Inside one invocation — --n_procs N runs N per-(task, run) iterations concurrently for the subject(s) being processed. Each worker runs its own preprocessing or analysis workflow with the Nipype Linear plugin. Default: --n_procs 1 (sequential). Memory footprint scales linearly with N — each worker loads its own raw + epochs into memory, so dial it down on small machines.
Across invocations — for multi-node / cluster scaling, run one ffrprep invocation per subject under your scheduler (slurm job array, GNU parallel, HTCondor, etc.). Both layers compose: 8 parallel slurm tasks each with --n_procs 4 gives 32-way effective parallelism.

Single workstation¶

ffrprep \
/data/bids_dataset \
/data/bids_dataset/derivatives \
participant \
--participant_label 01 02 03 \
--n_procs 4

The 4 workers chew through each subject’s (task, run) iterations in parallel, then move to the next subject.
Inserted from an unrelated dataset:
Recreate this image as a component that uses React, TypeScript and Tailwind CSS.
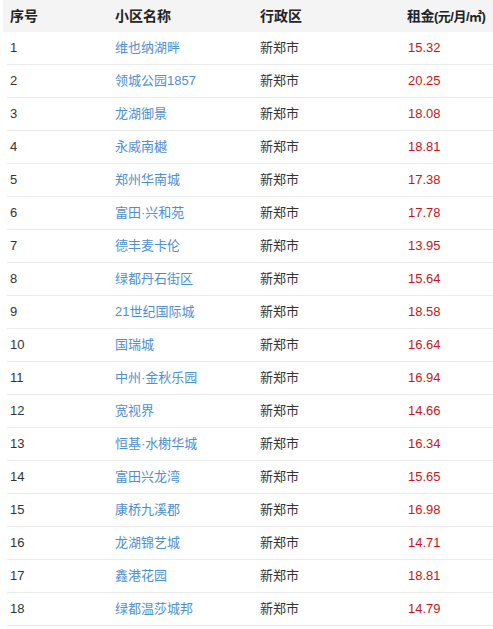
const rows: [string, string][] = [
  ["维也纳湖畔", "15.32"],
  ["领城公园1857", "20.25"],
  ["龙湖御景", "18.08"],
  ["永威南樾", "18.81"],
  ["郑州华南城", "17.38"],
  ["富田·兴和苑", "17.78"],
  ["德丰麦卡伦", "13.95"],
  ["绿都丹石街区", "15.64"],
  ["21世纪国际城", "18.58"],
  ["国瑞城", "16.64"],
  ["中州·金秋乐园", "16.94"],
  ["宽视界", "14.66"],
  ["恒基·水榭华城", "16.34"],
  ["富田兴龙湾", "15.65"],
  ["康桥九溪郡", "16.98"],
  ["龙湖锦艺城", "14.71"],
  ["鑫港花园", "18.81"],
  ["绿都温莎城邦", "14.79"],
];

export default function App() {
  return (
    <div
      className="w-[493px] h-[629px] bg-white text-[#333] text-[13px]"
      style={{ fontFamily: '"Liberation Sans", "Noto Sans CJK SC", sans-serif' }}
    >
      <div className="grid grid-cols-[102px_145px_147px_1fr] h-[32px] items-center bg-[#f4f4f4] ml-[3px] font-bold text-[14px] text-[#222] whitespace-nowrap">
        <div className="pl-[7px]">序号</div>
        <div className="pl-[10px]">小区名称</div>
        <div className="pl-[10px]">行政区</div>
        <div className="pl-[10px] tracking-[-0.5px]">
          租金<span className="text-[13px]">(元/月/㎡)</span>
        </div>
      </div>
      {rows.map(([name, rent], i) => (
        <div
          key={i}
          className="grid grid-cols-[98px_145px_147px_1fr] h-[33px] items-center border-b border-[#ececec] ml-[7px]"
        >
          <div className="pl-[3px]">{i + 1}</div>
          <div className="pl-[10px] text-[#4f8fd1]">{name}</div>
          <div className="pl-[10px]">新郑市</div>
          <div className="pl-[11px] text-[#c4161c]">{rent}</div>
        </div>
      ))}
    </div>
  );
}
Cluster (slurm job array)¶

Run one invocation per subject via the scheduler; each job uses --n_procs for intra-subject parallelism. Example wrapper script:

# ffrprep_one_subject.sh
#!/bin/bash
#SBATCH --array=0-99
#SBATCH --cpus-per-task=4
#SBATCH --mem=16G
SUBJECTS=(sub-01 sub-02 sub-03 ...)
SUB=${SUBJECTS[$SLURM_ARRAY_TASK_ID]}
ffrprep /data /data/derivatives participant \
    --participant_label ${SUB#sub-} \
    --n_procs $SLURM_CPUS_PER_TASK

Cluster (GNU parallel on a single beefy box)¶

parallel -j 8 \
  "ffrprep /data /data/derivatives participant \
     --participant_label {} --n_procs 4" \
  ::: 01 02 03 04 05 06 07 08

Failure handling¶

A failure in any (task, run) iteration aborts the run (fail-fast). The exception propagates up from the worker to the CLI entry point, so the underlying error is visible in the terminal output. Per-iteration logs land in <work_dir>/<task>-<run>.log so you can drill into the failing iteration without scanning the whole subject log.

Support and communication¶

The documentation of this project is found here: https://sitek.github.io/ffrprep.

All bugs, concerns and enhancement requests for this software can be submitted here: https://github.com/sitek/ffrprep/issues.

If you have a problem or would like to ask a question about how to use ffrprep, please submit a question to NeuroStars.org with an ffrprep tag. NeuroStars.org is a platform similar to StackOverflow but dedicated to neuroinformatics.

All previous ffrprep questions are available here: http://neurostars.org/tags/ffrprep/

Not running on a local machine? - Data transfer¶

Please contact you local system administrator regarding possible and favourable transfer options (e.g., rsync or FileZilla).

A very comprehensive approach would be Datalad, which will handle data transfers with the appropriate settings and commands. Datalad also performs version control over your data.